Holding the works also made it easier to appreciate the play of light and shadow across the surfaces. Tipping them at angles caught and reflected the ambient light, particularly for those with gold highlights. Even Indian manuscripts were not bound. Kept in loose bundles, their illustrated pages could be enjoyed with similar intimacy.

Mythological subjects and moral themes were favored by Rajput painters, who turned to classic poems to find stories. Most religious narratives, including such classic Sanskrit epics as the Ramayana of Valmiki and the Mahabharata of Vedavyasa, were in verse. So were texts known as purana (literally, old or ancient), encyclopedic collections of lore, mythology, history and religion. The most popular was the 9th century Bhagavatapurana, a Vaishnava text narrating the life and adventures of Krishna, the popular Hindu deity.

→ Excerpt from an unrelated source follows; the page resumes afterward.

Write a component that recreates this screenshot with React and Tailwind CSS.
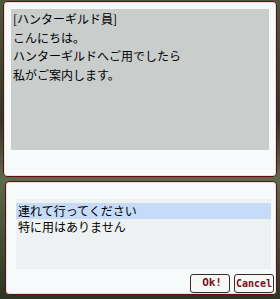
export default function App() {
  const jp = { fontFamily: '"Noto Sans CJK JP", "Noto Sans", sans-serif' };
  const mono = { fontFamily: '"DejaVu Sans Mono", monospace' };
  return (
    <div className="w-[280px] h-[299px] overflow-hidden bg-[linear-gradient(180deg,#4a5a3a_0%,#2e3a24_40%,#5b6a48_60%,#2a3522_100%)] flex flex-col" style={jp}>
      <div className="ml-[3px] mt-[1px] w-[274px] h-[176px] rounded-[4px] border border-[#5a0f18] bg-[#f6fafa] shadow-[inset_0_0_0_1px_#f3dcdc] pt-[7px] pl-[7px]">
        <div className="w-[258px] h-[141px] bg-[#c9cdcc] pl-[2px] pt-[1px] text-[12px] leading-[18.5px] text-black">
          <div>[ハンターギルド員]</div>
          <div>こんにちは。</div>
          <div>ハンターギルドへご用でしたら</div>
          <div>私がご案内します。</div>
        </div>
      </div>
      <div className="ml-[5px] mt-[4px] w-[272px] h-[114px] rounded-[4px] border border-[#5a0f18] bg-[#f6fafa] shadow-[inset_0_0_0_1px_#f3dcdc] flex flex-col">
        <div className="ml-[10px] mt-[17px] w-[255px] h-[70px] bg-[#eef1f2] text-[12px] text-black">
          <div className="mt-[4px] bg-[#c6dbf7] h-[16px] leading-[16px] pl-[2px]">連れて行ってください</div>
          <div className="pl-[2px] h-[16px] leading-[16px]">特に用はありません</div>
        </div>
        <div className="flex justify-end gap-[4px] mt-[5px] mr-[2px]">
          <div className="w-[40px] h-[19px] rounded-[3px] border border-[#3a2a2a] bg-[#f8f8f6] flex items-center justify-end pr-[7px] text-[11px] font-bold text-[#7a1020]" style={mono}>Ok!</div>
          <div className="w-[40px] h-[19px] rounded-[3px] border border-[#3a2a2a] bg-[#f8f8f6] flex items-center justify-center text-[10px] font-bold text-[#7a1020]" style={mono}>Cancel</div>
        </div>
      </div>
    </div>
  );
}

More than 30 paintings in the exhibition depict scenes from Krishna's life. As a newborn, he fights off a flock of crows, wringing the necks of two as he lies in his crib. The scene is set against a bright red backdrop, which contrasts dramatically with the deity's deep blue skin.

As an infant, Krishna slaughters an ogress so huge she makes the confrontation between David and Goliath look like an even match. Krishna also vanquishes a demon who took the form of a tornado.

As a muscular toddler, the mischievous god steals fistfuls of fresh butter as his weary mother stares into space and his timid stepbrother begs for a bite. As a child, Krishna dances triumphantly on a venomous, five-headed water snake as the serpent's consorts bow in unison, like synchronized swimmers.

The most fascinating painting from this series is a night scene that shows the 7-year-old Krishna using a mountain for an umbrella. Protecting the people and animals of Vraja from a violent rainstorm unleashed by the jealous deity Indra, Krishna balances the mountain on the tip of his left hand's little finger. He gives viewers a coy smile as beautiful women dressed in their finest look on adoringly. Monkeys, oxen and cowherds run for shelter from the storm, as Brahma, Shiva and a third deity watch from afar. Even Airavata, the elephant Indra rides through the sky to whip up the storm, abandons his defeated master to join Krishna's party.

As the boy-god became a man, he became irresistible to women. Three pictures tell the story of the abduction of Rukmini, a princess who ran off with Krishna and lived happily ever after, for the most part.

The three images are not a triptych or part of a unified series, even though they depict different moments in the narrative. They are separate pieces by three artists from different kingdoms, who worked at different times, each offering his interpretation of the popular tale. The stylistic similarities reveal the strength of the conventions of Rajput painting. Variations in style and setting signal each painter's imaginative translation of the basic story line.

The complications of love -- and the problems of meddling colleagues -- are the subjects of two pictures of Krishna struggling to placate his wives, Rukmini and Satyabhama, who compete for his attention.